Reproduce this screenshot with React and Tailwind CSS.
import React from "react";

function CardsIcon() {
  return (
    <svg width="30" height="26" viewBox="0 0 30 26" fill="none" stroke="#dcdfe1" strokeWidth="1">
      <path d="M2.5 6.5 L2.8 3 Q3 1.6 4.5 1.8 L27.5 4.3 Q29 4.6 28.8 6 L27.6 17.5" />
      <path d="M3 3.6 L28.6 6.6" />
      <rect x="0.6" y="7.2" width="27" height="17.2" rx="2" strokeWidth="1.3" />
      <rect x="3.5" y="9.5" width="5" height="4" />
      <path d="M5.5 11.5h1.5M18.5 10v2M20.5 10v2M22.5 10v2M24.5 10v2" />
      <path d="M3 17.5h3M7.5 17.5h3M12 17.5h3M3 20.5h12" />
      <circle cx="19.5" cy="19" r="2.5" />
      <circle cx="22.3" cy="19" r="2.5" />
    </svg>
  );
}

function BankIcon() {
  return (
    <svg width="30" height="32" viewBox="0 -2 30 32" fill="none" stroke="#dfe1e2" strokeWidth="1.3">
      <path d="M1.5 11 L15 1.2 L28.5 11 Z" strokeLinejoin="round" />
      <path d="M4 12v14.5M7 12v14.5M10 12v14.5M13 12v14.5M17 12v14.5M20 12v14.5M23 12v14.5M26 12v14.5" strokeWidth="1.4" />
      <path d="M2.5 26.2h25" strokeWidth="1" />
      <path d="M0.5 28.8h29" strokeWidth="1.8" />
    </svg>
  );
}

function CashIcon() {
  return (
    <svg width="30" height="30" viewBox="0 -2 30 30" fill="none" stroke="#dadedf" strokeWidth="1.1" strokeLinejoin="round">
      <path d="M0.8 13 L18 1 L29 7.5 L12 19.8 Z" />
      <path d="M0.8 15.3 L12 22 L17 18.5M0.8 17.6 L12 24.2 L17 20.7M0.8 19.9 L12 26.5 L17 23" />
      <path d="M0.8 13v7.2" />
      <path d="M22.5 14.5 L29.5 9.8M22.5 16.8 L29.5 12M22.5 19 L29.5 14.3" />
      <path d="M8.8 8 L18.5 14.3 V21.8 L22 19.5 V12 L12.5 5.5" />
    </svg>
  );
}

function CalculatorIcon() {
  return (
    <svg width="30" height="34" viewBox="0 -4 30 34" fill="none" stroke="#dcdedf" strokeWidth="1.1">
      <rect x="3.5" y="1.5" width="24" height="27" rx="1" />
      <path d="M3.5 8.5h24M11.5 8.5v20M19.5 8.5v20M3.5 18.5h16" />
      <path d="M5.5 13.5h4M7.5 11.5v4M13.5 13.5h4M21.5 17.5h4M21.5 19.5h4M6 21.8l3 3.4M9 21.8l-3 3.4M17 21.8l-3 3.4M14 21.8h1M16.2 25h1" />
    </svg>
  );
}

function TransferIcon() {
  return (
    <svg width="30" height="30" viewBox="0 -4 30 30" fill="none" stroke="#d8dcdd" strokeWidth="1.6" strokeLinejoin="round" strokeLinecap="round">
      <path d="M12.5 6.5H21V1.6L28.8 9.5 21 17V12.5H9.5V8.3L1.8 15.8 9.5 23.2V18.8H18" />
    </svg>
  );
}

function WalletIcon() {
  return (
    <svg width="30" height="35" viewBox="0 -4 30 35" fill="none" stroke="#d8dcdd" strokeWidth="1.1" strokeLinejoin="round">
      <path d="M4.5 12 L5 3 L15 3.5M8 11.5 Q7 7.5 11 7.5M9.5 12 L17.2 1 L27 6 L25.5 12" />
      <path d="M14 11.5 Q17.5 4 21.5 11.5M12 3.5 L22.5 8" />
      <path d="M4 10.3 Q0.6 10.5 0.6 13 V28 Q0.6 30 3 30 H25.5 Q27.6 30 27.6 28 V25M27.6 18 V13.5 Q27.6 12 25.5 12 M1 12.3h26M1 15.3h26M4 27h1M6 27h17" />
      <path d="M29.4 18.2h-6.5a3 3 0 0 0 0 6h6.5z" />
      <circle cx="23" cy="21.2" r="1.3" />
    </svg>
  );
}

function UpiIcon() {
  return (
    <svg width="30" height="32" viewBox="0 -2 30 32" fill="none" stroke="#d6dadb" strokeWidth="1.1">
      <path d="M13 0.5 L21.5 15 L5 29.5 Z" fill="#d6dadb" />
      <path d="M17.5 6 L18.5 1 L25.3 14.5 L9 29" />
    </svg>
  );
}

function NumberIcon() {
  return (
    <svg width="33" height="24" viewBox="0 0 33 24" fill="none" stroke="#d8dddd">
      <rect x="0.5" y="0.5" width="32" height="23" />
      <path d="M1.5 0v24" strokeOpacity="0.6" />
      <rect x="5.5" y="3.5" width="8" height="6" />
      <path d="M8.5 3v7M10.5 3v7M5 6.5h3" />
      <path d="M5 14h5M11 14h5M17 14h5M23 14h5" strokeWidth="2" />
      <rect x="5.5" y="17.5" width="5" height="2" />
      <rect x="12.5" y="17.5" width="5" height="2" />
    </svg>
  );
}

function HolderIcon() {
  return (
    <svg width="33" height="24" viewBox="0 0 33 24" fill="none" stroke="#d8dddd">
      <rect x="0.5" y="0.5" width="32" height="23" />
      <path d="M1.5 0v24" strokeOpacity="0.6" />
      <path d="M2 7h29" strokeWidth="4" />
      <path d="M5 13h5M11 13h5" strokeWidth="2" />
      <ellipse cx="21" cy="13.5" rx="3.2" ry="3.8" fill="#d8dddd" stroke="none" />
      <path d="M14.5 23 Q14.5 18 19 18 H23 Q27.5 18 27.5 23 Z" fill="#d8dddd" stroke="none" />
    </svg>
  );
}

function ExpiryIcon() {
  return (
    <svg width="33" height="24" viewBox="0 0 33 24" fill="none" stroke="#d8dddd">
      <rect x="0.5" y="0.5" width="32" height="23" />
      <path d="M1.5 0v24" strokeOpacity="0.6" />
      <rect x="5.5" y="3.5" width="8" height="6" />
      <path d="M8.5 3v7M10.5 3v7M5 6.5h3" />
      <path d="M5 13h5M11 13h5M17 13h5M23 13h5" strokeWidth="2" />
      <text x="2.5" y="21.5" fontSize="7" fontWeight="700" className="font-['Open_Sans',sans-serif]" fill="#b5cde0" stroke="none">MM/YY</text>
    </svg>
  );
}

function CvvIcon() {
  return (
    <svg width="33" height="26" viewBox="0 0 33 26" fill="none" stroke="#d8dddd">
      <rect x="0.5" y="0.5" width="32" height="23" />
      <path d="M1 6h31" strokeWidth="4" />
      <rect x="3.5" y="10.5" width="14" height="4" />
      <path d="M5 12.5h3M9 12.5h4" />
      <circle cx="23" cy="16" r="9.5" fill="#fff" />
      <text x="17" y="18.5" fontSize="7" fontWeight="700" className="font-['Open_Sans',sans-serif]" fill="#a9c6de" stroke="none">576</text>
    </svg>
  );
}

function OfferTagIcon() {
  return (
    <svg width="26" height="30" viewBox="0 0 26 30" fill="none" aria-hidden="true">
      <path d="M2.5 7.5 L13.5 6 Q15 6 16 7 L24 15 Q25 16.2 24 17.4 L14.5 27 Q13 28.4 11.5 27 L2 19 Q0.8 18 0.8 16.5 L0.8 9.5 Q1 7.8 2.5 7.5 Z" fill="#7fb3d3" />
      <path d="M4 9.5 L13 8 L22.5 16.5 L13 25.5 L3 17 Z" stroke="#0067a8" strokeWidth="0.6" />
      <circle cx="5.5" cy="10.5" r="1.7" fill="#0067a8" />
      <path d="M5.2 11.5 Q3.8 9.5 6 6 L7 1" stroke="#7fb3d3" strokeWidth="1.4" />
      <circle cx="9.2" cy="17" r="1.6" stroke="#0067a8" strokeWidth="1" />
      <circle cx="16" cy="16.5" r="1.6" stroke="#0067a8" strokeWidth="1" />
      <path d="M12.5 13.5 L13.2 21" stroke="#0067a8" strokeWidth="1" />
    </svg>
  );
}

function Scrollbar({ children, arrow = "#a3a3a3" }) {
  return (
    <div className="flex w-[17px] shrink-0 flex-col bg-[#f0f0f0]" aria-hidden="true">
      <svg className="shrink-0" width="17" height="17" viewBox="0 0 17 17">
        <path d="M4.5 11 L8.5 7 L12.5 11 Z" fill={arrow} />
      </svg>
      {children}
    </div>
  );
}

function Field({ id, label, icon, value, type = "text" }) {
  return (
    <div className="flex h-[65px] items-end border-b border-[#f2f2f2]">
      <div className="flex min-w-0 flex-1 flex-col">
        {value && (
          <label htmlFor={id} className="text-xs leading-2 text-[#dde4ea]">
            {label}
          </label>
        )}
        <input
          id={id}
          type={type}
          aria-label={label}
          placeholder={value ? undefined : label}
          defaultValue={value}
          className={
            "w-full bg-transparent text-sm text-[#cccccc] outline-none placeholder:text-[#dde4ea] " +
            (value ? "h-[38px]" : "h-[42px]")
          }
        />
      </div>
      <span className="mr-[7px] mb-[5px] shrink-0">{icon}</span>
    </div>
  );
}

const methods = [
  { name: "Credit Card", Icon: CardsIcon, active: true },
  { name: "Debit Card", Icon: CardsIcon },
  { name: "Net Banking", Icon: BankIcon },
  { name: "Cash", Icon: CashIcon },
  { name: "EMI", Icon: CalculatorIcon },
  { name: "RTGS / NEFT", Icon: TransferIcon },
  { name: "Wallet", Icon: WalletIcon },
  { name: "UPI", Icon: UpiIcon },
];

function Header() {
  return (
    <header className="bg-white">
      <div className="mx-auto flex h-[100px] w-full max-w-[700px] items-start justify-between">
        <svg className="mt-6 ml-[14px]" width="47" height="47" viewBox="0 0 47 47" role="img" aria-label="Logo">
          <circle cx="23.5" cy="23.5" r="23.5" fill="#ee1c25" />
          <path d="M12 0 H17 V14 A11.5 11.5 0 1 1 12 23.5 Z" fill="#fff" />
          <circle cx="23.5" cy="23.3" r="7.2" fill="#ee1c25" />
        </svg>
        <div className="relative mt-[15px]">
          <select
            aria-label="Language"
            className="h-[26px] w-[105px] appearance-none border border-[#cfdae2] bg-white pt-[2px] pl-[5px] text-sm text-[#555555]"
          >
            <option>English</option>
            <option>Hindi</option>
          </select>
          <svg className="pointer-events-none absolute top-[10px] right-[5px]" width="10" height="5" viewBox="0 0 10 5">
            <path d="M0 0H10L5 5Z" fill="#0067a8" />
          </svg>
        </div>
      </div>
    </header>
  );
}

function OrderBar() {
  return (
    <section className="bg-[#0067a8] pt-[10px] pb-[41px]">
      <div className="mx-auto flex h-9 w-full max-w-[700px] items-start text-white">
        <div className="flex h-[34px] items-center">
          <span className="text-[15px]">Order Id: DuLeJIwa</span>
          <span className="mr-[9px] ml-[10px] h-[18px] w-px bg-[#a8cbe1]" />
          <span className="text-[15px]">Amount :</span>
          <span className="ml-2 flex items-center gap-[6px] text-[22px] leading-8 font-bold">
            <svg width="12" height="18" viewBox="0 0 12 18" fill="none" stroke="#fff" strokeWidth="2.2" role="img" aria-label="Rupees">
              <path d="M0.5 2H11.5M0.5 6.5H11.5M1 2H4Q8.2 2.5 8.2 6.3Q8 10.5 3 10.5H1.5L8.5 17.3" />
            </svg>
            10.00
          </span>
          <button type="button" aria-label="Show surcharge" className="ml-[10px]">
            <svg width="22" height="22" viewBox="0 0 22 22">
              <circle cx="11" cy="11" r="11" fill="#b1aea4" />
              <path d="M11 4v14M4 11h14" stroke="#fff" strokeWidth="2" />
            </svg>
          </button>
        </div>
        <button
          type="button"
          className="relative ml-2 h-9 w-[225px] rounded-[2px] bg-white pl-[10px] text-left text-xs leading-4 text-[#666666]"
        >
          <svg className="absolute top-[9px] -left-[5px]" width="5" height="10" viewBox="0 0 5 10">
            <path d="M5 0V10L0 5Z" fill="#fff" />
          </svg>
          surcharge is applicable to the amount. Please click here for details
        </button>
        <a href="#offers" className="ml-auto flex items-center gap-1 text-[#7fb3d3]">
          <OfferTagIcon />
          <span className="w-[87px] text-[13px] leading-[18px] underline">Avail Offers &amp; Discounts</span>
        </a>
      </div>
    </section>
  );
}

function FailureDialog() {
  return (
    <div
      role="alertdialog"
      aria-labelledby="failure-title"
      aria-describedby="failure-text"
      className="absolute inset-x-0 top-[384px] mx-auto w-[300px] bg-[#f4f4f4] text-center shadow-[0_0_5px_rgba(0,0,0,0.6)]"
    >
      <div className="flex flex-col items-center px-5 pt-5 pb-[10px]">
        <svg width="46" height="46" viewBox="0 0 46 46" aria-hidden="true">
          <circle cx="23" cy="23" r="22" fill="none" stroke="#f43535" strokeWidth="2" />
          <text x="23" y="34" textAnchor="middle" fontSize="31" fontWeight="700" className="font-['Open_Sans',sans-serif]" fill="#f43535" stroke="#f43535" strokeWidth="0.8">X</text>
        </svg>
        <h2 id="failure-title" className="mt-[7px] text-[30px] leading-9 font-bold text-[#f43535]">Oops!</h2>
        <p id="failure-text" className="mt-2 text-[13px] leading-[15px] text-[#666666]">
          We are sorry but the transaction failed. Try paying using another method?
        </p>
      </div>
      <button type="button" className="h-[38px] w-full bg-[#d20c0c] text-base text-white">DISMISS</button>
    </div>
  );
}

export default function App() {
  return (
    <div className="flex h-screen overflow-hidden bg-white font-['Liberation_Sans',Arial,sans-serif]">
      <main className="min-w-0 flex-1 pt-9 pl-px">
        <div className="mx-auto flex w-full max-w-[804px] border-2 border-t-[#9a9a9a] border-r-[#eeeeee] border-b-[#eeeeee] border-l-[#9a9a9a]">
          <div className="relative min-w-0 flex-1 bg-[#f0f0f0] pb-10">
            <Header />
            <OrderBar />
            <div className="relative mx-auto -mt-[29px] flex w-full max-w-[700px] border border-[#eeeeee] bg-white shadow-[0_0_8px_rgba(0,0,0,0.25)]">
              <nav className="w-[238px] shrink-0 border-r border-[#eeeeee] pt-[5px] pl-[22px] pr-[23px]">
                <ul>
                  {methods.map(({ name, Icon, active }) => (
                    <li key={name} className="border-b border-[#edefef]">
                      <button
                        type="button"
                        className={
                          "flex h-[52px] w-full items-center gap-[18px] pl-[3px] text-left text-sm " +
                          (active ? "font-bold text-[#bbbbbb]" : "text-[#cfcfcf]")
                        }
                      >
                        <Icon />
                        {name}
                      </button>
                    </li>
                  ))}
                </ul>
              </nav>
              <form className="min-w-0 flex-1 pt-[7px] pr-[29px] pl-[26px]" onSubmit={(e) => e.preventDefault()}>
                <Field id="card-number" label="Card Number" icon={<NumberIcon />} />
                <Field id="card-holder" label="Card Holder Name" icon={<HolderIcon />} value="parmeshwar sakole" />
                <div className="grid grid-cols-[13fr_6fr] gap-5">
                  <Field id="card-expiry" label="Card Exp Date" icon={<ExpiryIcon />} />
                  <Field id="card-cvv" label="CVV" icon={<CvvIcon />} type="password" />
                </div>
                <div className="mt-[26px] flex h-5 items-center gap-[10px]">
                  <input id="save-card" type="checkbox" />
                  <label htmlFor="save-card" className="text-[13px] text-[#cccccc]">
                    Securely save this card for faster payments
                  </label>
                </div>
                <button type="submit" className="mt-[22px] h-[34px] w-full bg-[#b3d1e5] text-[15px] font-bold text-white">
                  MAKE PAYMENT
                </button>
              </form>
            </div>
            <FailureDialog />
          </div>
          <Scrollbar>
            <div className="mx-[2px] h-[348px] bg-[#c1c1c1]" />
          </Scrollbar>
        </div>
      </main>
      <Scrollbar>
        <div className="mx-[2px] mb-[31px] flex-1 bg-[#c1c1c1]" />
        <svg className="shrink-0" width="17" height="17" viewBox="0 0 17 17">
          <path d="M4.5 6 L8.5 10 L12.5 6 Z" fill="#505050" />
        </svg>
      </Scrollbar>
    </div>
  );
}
+===+
# What you have to do
Pull every line containing "React" from the material above.

# Response below
Reproduce this screenshot with React and Tailwind CSS.
import React from "react";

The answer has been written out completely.